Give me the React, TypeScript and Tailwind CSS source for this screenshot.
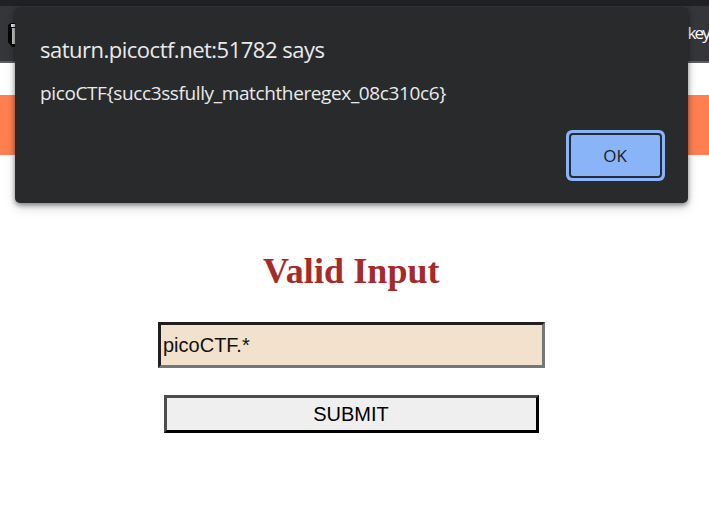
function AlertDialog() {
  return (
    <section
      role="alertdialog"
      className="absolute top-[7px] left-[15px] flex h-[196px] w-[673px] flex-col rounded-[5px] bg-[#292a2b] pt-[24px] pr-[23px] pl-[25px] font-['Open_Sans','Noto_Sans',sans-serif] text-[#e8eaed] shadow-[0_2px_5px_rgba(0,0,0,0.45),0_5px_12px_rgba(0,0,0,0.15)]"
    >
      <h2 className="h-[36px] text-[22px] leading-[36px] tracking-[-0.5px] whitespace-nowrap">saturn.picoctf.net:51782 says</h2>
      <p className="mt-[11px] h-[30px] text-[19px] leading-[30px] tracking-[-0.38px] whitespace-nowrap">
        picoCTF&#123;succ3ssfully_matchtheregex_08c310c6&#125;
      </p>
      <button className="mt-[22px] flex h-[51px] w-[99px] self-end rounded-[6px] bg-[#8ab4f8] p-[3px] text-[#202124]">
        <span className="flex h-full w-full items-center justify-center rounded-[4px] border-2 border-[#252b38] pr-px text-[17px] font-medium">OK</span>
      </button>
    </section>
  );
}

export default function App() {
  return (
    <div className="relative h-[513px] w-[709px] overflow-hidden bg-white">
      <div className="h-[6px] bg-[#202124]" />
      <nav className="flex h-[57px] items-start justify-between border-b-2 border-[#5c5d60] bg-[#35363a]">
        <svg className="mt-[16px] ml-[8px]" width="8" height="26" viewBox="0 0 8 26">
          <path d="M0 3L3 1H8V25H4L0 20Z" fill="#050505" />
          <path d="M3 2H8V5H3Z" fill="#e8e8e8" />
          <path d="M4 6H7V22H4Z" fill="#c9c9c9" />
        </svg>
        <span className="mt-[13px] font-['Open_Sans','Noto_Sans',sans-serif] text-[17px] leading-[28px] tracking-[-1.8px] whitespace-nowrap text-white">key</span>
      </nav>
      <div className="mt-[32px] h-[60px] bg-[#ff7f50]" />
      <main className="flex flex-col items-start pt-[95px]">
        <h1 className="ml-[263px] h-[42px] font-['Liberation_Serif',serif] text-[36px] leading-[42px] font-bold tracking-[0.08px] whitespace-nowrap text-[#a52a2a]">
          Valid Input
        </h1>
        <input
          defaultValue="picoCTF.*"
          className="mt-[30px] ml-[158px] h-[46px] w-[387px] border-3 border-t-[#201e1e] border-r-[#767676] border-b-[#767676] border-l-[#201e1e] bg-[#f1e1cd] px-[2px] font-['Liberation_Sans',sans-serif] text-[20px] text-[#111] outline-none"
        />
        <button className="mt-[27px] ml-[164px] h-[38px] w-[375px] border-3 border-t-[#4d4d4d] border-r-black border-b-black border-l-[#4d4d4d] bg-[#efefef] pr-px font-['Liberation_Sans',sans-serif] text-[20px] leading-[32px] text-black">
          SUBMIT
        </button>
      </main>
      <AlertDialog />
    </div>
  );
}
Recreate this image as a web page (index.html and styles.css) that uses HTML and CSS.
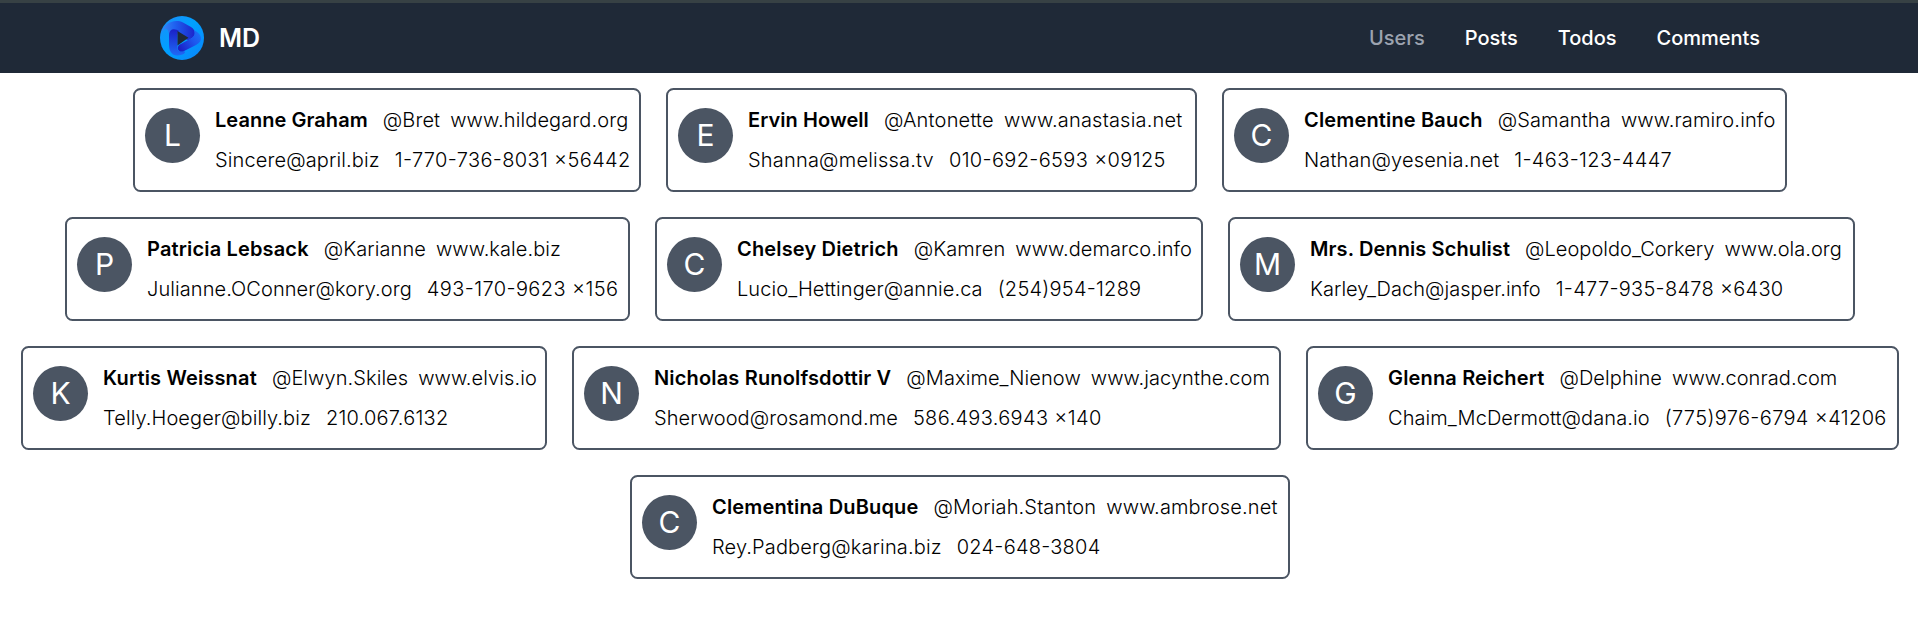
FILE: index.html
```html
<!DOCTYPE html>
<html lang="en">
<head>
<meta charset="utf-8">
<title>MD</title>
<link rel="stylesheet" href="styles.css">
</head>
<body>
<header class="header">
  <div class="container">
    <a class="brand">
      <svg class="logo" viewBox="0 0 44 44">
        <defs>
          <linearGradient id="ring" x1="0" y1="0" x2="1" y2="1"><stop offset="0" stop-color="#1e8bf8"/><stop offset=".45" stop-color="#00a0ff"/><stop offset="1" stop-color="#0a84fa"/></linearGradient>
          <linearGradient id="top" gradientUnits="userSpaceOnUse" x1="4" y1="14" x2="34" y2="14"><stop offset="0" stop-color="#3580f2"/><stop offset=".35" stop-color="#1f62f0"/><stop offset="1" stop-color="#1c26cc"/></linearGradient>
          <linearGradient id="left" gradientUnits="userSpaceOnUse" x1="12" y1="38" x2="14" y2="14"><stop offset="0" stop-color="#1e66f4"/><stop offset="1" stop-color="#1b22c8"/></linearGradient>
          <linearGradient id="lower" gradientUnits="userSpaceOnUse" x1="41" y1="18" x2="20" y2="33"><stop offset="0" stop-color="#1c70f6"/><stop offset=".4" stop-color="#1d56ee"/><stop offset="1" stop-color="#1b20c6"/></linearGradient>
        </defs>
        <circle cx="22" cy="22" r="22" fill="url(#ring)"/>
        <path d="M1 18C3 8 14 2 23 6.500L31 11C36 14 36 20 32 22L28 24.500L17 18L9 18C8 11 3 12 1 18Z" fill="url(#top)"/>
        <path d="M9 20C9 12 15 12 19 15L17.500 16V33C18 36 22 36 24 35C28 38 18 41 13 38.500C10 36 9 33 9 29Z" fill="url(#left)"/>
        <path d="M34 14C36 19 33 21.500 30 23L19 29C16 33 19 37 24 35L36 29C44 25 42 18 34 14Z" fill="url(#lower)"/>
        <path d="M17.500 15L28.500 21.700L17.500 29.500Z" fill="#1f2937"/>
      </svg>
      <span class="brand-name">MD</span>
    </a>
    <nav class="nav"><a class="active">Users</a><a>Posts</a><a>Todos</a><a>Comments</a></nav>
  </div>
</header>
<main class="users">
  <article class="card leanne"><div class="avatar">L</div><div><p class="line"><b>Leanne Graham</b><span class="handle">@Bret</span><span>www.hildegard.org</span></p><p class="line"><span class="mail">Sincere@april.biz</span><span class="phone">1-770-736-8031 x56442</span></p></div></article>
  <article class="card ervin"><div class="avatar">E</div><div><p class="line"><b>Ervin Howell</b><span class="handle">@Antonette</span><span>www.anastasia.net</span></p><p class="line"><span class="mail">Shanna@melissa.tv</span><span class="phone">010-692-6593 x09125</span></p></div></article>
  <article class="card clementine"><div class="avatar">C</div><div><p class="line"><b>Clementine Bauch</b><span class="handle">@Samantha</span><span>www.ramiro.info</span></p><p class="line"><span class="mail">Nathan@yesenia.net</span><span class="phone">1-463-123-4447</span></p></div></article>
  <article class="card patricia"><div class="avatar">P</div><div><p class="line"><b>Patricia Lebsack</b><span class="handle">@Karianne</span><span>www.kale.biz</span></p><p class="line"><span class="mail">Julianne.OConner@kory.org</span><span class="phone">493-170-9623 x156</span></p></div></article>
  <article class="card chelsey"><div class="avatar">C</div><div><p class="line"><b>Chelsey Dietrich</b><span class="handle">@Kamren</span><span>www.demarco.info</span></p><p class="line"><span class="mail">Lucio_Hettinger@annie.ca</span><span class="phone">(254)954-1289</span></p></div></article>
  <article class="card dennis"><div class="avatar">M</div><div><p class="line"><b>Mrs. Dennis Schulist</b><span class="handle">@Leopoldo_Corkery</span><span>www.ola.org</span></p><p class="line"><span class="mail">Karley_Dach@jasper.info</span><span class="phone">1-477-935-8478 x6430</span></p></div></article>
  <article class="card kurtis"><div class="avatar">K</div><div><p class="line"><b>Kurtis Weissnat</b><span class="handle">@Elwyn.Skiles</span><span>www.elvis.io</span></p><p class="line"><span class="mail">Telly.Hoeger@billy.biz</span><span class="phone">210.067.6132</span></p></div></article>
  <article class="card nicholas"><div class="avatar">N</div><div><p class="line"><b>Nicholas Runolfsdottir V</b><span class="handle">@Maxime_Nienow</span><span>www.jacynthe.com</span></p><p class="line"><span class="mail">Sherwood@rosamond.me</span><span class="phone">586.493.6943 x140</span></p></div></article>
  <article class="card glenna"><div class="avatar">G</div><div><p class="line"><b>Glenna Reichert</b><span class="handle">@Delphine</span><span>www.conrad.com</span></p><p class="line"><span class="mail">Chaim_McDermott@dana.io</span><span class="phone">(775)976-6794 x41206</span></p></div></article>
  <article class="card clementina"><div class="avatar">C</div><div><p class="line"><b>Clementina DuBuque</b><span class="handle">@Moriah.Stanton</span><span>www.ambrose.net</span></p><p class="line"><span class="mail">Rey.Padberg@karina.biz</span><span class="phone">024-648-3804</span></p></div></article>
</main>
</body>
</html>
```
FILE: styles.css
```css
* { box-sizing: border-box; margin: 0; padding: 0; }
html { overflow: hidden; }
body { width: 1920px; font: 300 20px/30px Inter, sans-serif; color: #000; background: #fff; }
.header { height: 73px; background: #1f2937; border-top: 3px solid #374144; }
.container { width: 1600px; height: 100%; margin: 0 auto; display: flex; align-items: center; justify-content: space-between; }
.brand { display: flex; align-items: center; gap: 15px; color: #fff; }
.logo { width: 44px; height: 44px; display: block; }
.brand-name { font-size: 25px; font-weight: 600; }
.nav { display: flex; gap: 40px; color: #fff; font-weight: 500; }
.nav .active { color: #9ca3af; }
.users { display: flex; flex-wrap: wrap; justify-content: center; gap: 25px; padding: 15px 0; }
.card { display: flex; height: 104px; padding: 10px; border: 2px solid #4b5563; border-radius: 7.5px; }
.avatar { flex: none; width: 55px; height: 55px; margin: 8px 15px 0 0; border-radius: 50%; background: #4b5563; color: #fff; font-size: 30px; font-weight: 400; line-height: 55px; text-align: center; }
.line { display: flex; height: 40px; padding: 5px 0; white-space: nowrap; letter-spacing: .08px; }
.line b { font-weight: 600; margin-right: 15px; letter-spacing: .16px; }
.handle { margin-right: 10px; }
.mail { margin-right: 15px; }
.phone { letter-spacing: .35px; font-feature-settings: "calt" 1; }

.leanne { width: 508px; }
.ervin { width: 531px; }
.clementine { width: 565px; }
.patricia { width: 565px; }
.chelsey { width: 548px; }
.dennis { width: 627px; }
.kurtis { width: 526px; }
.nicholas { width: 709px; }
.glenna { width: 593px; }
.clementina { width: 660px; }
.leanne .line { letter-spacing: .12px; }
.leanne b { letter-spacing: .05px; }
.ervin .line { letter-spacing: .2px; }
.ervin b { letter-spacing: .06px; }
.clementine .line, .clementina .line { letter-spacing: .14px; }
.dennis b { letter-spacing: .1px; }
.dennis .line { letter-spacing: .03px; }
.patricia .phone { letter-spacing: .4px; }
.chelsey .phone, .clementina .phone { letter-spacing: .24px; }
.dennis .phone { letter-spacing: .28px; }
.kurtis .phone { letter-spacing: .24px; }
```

Job:
Copy out each line of the material that holds the word "index".

Result of this task:
Recreate this image as a web page (index.html and styles.css) that uses HTML and CSS.
FILE: index.html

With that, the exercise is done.